Who is Liable For a Texas Motorcycle Accident?
If a driver’s actions cause a motorcycle accident, that driver bears liability for the resulting damages. Even if you are an inexperienced rider, drivers around you should not make unreasonably risky maneuvers. But insurers may question whether you could have avoided the accident if you had more training.
Texas Motorcycle Rider Requirements
Texas requires all applicants for a motorcycle license to complete a motorcycle safety course. New applicants must take a course in Texas and submit the certificate of completion with the application.
Those who hold a motorcycle license from another state do not need to retake the motorcycle safety course. But because many states require the same course, these license-holders would have previously completed the training.
Texas motorcycle safety courses must satisfy the U.S. Department of Transportation standards for an entry-level safety course. The largest developer of compliant courses is the Motorcycle Safety Foundation (MSF).
A course developed by the MSF includes 15-16 hours of instruction. This time includes:
Five Hours of Classroom Instruction
The classroom portion of the course covers:
- Inspecting the motorcycle
- Wearing appropriate safety equipment
- Starting and stopping safely
- Controlling the motorcycle
- Avoiding hazards and dangerous situations
Safety courses also cover some strategies for driving, including tips for remaining visible to motorists and driving defensively. For example, many motorists fail to watch for motorcycles in the surrounding lanes. Riding safely could therefore include staying out of blind spots.

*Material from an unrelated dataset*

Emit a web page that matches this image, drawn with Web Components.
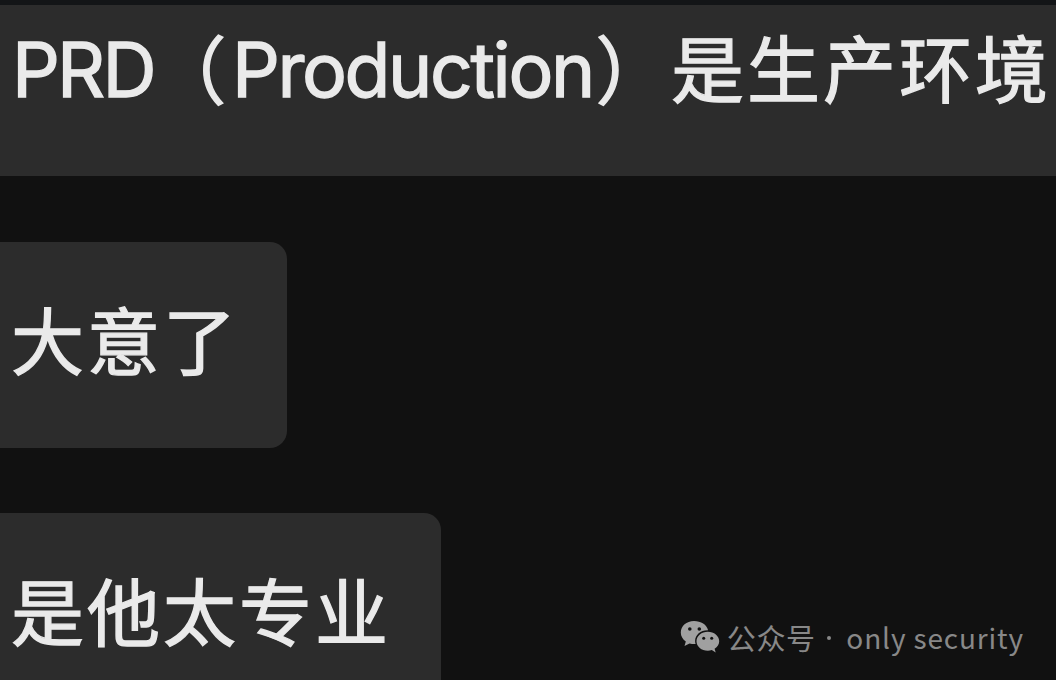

Ten Hours of Hands-On Instruction
Hands-on instruction takes up the majority of the course. This portion of the course takes place on motorcycles. Some course operators allow you to bring your own motorcycle. Others supply you with a bike to ride.
You must also come dressed to ride. You must wear gloves, long pants, boots, and a helmet during the hands-on portion of the course.
During this section of the course, you will learn how to maneuver the vehicle under normal road conditions. Operating a motorcycle requires different skills than driving a car. You must maintain your balance while using your hands to accelerate and brake and using your foot to shift gears.
You will also learn how to handle emergency maneuvers. Motorcycles handle certain road conditions differently than cars. Sharp turns and hard braking can tip your motorcycle over or throw you off the bike. Hands-on training can prepare you to drive confidently and cautiously.